By 2011, Yahoo had expanded its focus to include original content, as part of its plans to become a major media organization. The site hired veteran journalists and joined the White House press corps for the first time in February 2012. In May 2013, the site began integrating tweets into its streaming news feeds. In November 2013, Yahoo hired former Today Show and CBS Evening News anchor Katie Couric as Global Anchor of Yahoo News. She left in 2017.

Yahoo developed an application that collects the most-read news stories from different categories for iOS and Android. The app was one of the winners of 2014 Apple Design Awards.

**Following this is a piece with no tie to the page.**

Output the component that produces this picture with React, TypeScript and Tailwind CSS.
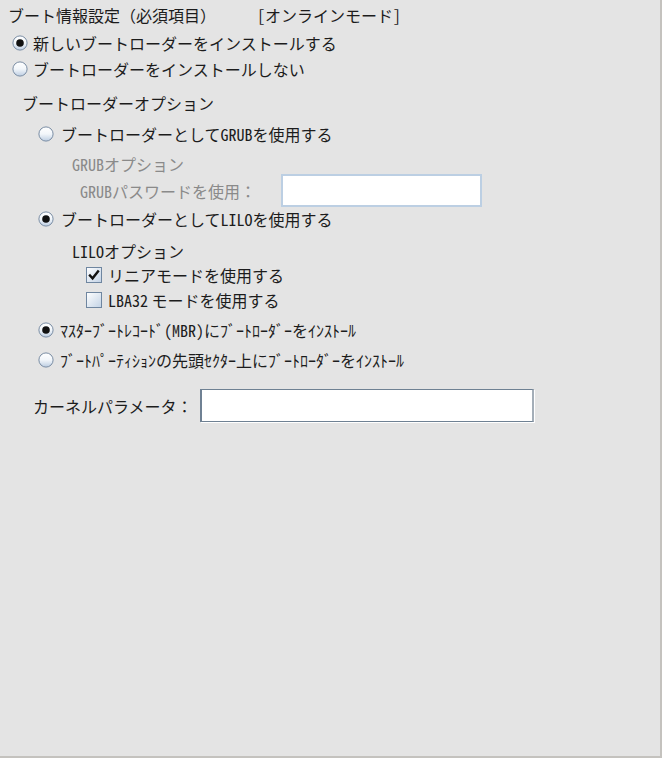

In May 2021, Verizon announced it would sell Verizon Media, including Yahoo and AOL, to Apollo Global Management for about $5 billion, while retaining a 10% stake in the company, which would be renamed Yahoo after the deal. The transaction closed on September 1, 2021.

In September 2022, Yahoo News (which aggregates articles from many other sources) acquired The Factual, a startup that uses artificial intelligence to rate the credibility of individual articles. In March 2024, Yahoo News launched a creator program allowing writers to publish stories and earn revenue from them. In April 2024, Yahoo acquired the defunct news app Artifact, integrating its technology into a new Yahoo News mobile app.

=== Yahoo Celebrity ===
Yahoo Celebrity debuted as Yahoo OMG in June 2007, with content syndicated from Access Hollywood, Reuters, and the Associated Press. In July 2009, OMG was the most popular celebrity news site, with more than 20 million monthly visitors. The site launched in Europe in 2011.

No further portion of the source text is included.